The bill advances competing goals—promoting farm continuity while trying to protect revenue—by tying exclusion to an IRA contribution and by attaching recapture to the buyer. That combination raises implementation frictions.
The 60‑day contribution window is narrow: it forces sellers and IRA custodians into a tight operational timetable, and the bill does not specify documentation standards or whether custodians must reject or accept late deposits. The temporary bump to the IRA cap is governed by a lesser‑of formula that references gains within a taxable‑year‑linked period; the interaction of calendar/taxable‑year timing and the 60‑day window creates planning complexity and potential off‑by‑one problems for taxpayers whose taxable year does not align with the sale.

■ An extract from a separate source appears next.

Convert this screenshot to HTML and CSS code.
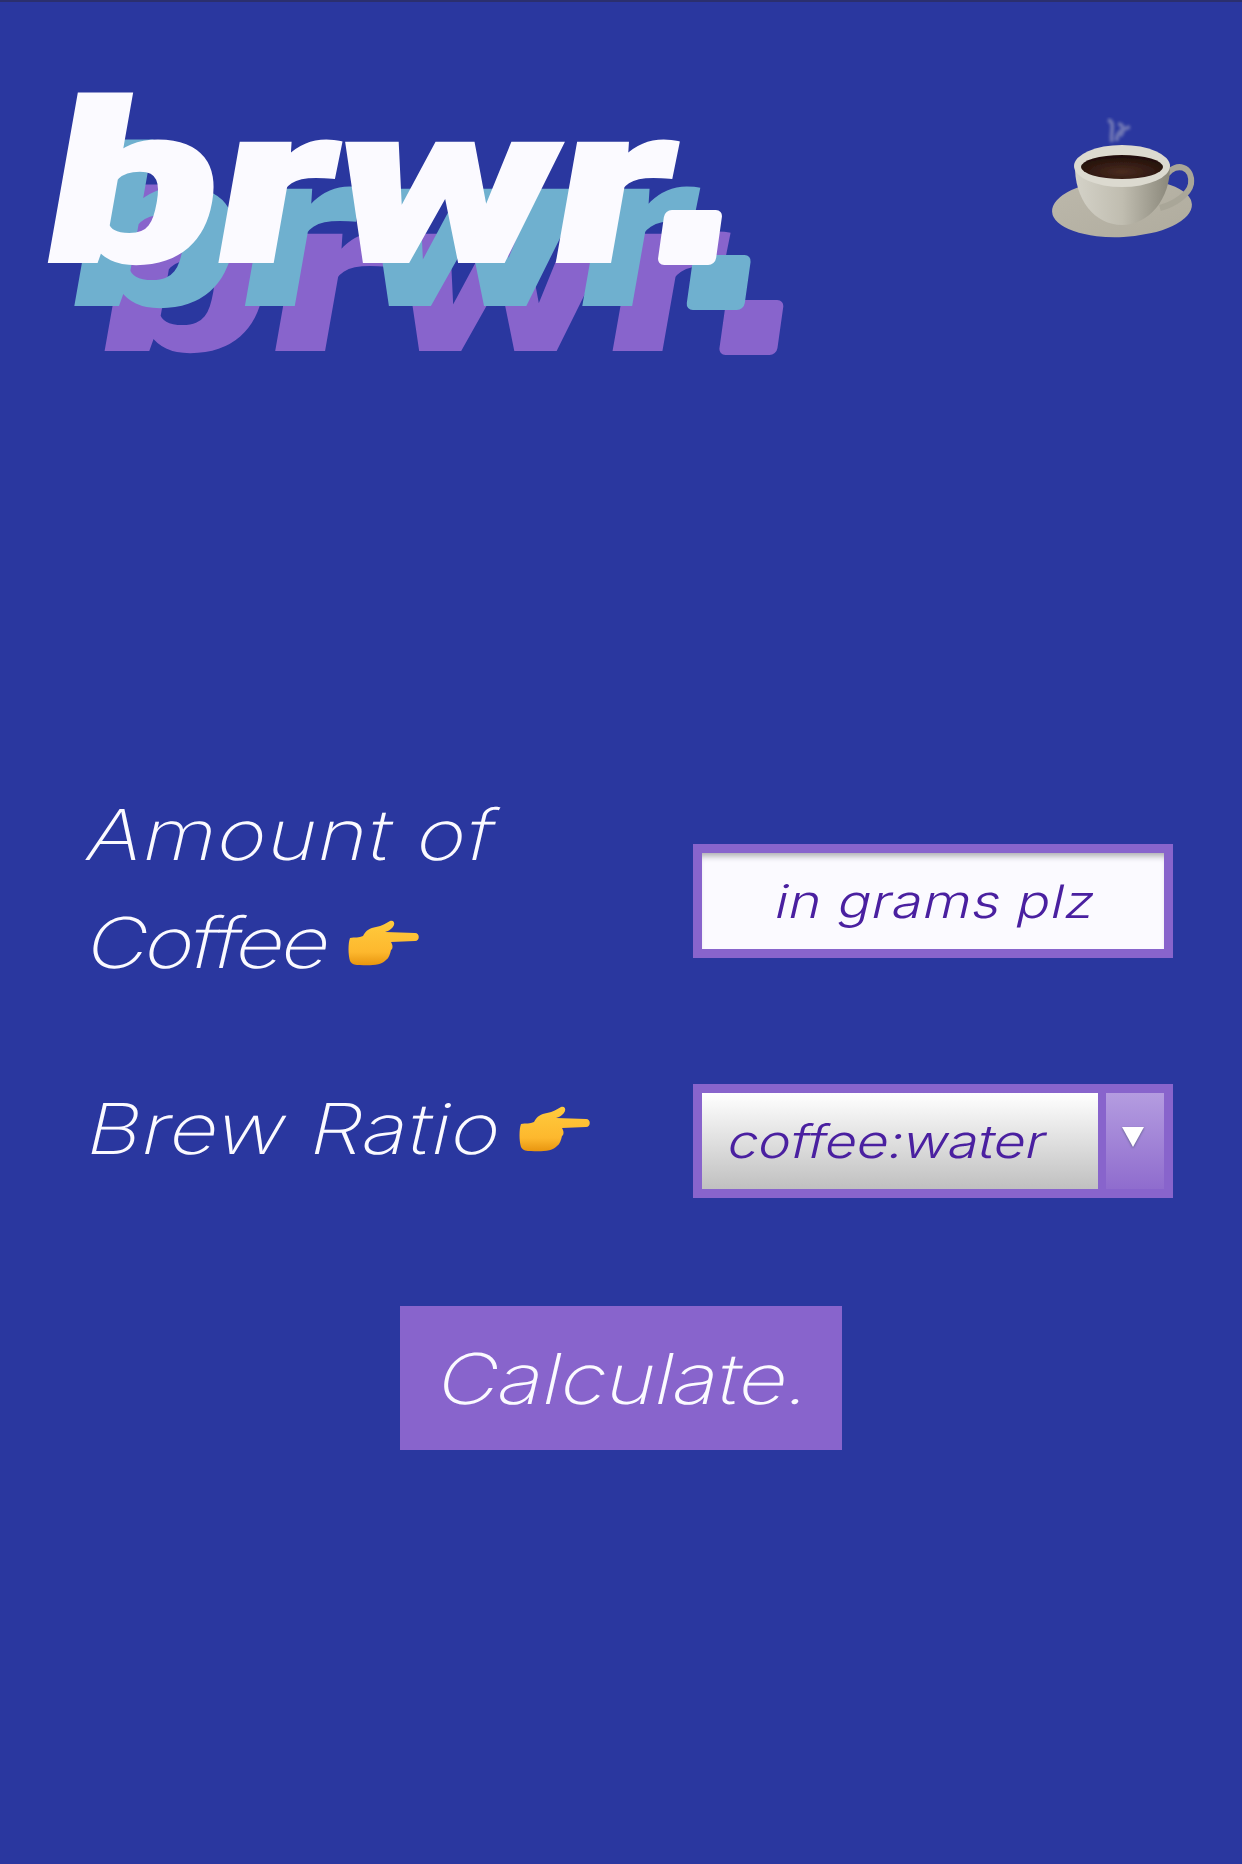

Placing recapture liability on the buyer is a blunt enforcement choice that could discourage buyers or be shifted contractually back to sellers through price adjustments or indemnities, with potential unintended consequences for land pricing and access. The bill’s reliance on 10‑year farming use and 'substantially all' for the prior ten years will generate valuation and factual disputes—was the land truly farmed, or only seasonally leased?
Lastly, while the statute provides exceptions for involuntary conversions and 1031 exchanges, Treasury rulemaking will have to clarify how those interact with the 60‑day contribution timing, the allowable forms of IRA (Roth vs. traditional), and the precise computation of the excluded amount for multi‑parcel or partial transfers.